Sometimes you have to turn people away – you don’t offer what they need. Sometimes you need to refer them to another group – if you’re a devotional polytheist group and they want non-theistic Nature spirituality, point them in the right direction. Sometimes they need what you have, but not exactly in the way you’ve been doing it.
We are not fundamentalists – no one way is right for everyone. Don’t be so eager to teach a newcomer that you fail to discern if they really need what you can offer.
Transmitting secrets
Do you have secrets? Of course you do. Maybe you have sacred names, deep mysteries, or rituals involving great vulnerability. These must not be profaned (i.e. – “made ordinary”) by letting them become widely known. They’re usually guarded with careful protocols and with dread oaths.
Or perhaps your secrets are hidden in plain sight. Perhaps your secrets are something special about the culture of your group: a food you always eat, a color you always wear or a color you never wear, a song that has a special meaning no one can describe but everyone knows is important.
When the time comes to share these secrets, how will you transmit them? Revealing them by telling them is perhaps the least effective method. How can people uncover these secrets and experience them for themselves?
Transmitting secrets and mysteries is a mighty technology.
Transmitting power
We can argue for days and days about whether or not groups or individuals have power they can transmit to new initiates. This isn’t unique to Pagans – Christians have been arguing over apostolic succession at least since the Protestant Reformation. But it’s part of many traditions.
Here’s a Wiccan example:
The initiator the kneels besides the candidate, places his or her right hand on the candidate’s head, and the left hand just beneath the candidate’s knee as the latter remains kneeling.

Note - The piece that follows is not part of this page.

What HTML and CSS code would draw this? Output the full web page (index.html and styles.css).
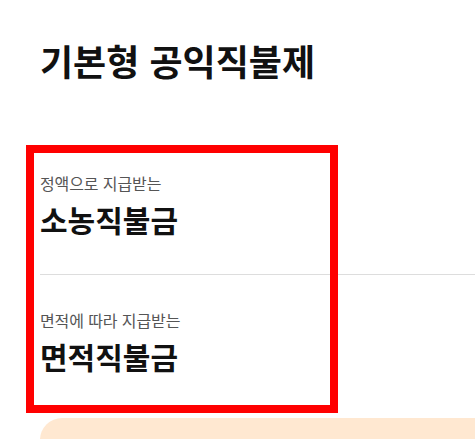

Initiator: Do you vow all between these hands to the Old Gods of witchcraft?
Candidate: I do.
Initiator: I will the powers of witchcraft into you.
Doreen Valiente – Witchcraft For Tomorrow (1978)
Does that accomplish anything? I can’t say – I’ve never tried it. But I clearly remember the moment of investiture at my first Pagan initiation. Something powerful happened, and it felt right.
I tend to think the initiators in these cases aren’t the source so much as they’re the facilitators and the conduits. The magic, the power, the current – call it what you will – flows through them and into the candidate.
If your tradition has such a feature, you need a way – a technology – to transmit it.
The privilege and responsibility of being a host
Hospitality is a form of reciprocity: “I give so that you may give.” Someone helped you get started. Maybe it was a teacher, an author, an artist, or Nature herself. Because someone showed hospitality to you, you learned and you grew and you became more than what you were before.
If guests knock on your door, it means you’ve done something to get the attention of someone… or Someone. You have been a guest. Now it’s time to be a host.
What hospitality technologies will you learn and master?